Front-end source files
┄┄┄┄┄┄┄┄┄┄
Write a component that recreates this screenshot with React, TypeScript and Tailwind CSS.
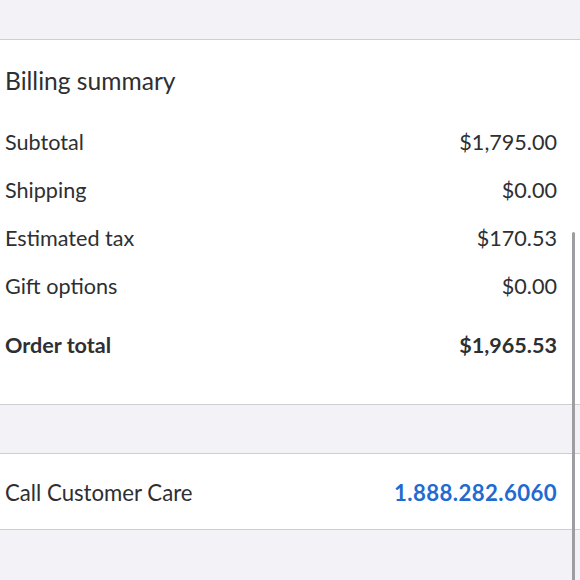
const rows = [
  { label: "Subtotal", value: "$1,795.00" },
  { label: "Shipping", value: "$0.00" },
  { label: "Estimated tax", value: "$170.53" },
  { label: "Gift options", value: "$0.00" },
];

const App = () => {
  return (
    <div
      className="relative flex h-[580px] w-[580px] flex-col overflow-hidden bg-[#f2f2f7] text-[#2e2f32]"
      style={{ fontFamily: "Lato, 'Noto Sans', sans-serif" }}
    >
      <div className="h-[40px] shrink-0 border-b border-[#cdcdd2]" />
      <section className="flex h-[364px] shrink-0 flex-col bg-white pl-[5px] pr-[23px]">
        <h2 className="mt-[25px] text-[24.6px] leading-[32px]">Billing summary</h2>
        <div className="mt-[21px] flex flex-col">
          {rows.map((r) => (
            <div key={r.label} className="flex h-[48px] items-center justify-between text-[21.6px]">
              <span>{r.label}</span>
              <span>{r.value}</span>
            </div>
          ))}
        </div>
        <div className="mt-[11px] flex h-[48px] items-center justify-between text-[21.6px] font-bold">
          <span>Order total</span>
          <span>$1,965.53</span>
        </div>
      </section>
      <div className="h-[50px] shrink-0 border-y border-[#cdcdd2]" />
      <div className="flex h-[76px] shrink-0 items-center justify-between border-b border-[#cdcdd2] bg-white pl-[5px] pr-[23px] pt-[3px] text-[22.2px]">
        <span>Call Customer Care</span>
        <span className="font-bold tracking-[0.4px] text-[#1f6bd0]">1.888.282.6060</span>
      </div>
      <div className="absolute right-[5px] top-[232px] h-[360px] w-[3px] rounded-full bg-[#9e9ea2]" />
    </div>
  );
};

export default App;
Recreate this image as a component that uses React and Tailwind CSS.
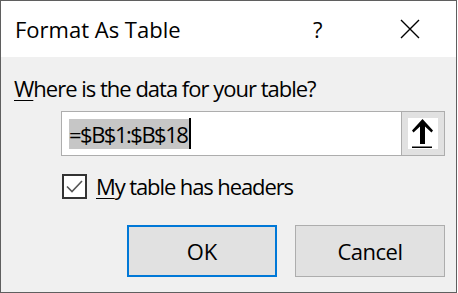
┄┄┄┄┄┄┄┄┄┄
Print out every entry above without changing a word, and leave out the pictures.

Write a component that recreates this screenshot with React, TypeScript and Tailwind CSS.
const rows = [
  { label: "Subtotal", value: "$1,795.00" },
  { label: "Shipping", value: "$0.00" },
  { label: "Estimated tax", value: "$170.53" },
  { label: "Gift options", value: "$0.00" },
];

const App = () => {
  return (
    <div
      className="relative flex h-[580px] w-[580px] flex-col overflow-hidden bg-[#f2f2f7] text-[#2e2f32]"
      style={{ fontFamily: "Lato, 'Noto Sans', sans-serif" }}
    >
      <div className="h-[40px] shrink-0 border-b border-[#cdcdd2]" />
      <section className="flex h-[364px] shrink-0 flex-col bg-white pl-[5px] pr-[23px]">
        <h2 className="mt-[25px] text-[24.6px] leading-[32px]">Billing summary</h2>
        <div className="mt-[21px] flex flex-col">
          {rows.map((r) => (
            <div key={r.label} className="flex h-[48px] items-center justify-between text-[21.6px]">
              <span>{r.label}</span>
              <span>{r.value}</span>
            </div>
          ))}
        </div>
        <div className="mt-[11px] flex h-[48px] items-center justify-between text-[21.6px] font-bold">
          <span>Order total</span>
          <span>$1,965.53</span>
        </div>
      </section>
      <div className="h-[50px] shrink-0 border-y border-[#cdcdd2]" />
      <div className="flex h-[76px] shrink-0 items-center justify-between border-b border-[#cdcdd2] bg-white pl-[5px] pr-[23px] pt-[3px] text-[22.2px]">
        <span>Call Customer Care</span>
        <span className="font-bold tracking-[0.4px] text-[#1f6bd0]">1.888.282.6060</span>
      </div>
      <div className="absolute right-[5px] top-[232px] h-[360px] w-[3px] rounded-full bg-[#9e9ea2]" />
    </div>
  );
};

export default App;
Recreate this image as a component that uses React and Tailwind CSS.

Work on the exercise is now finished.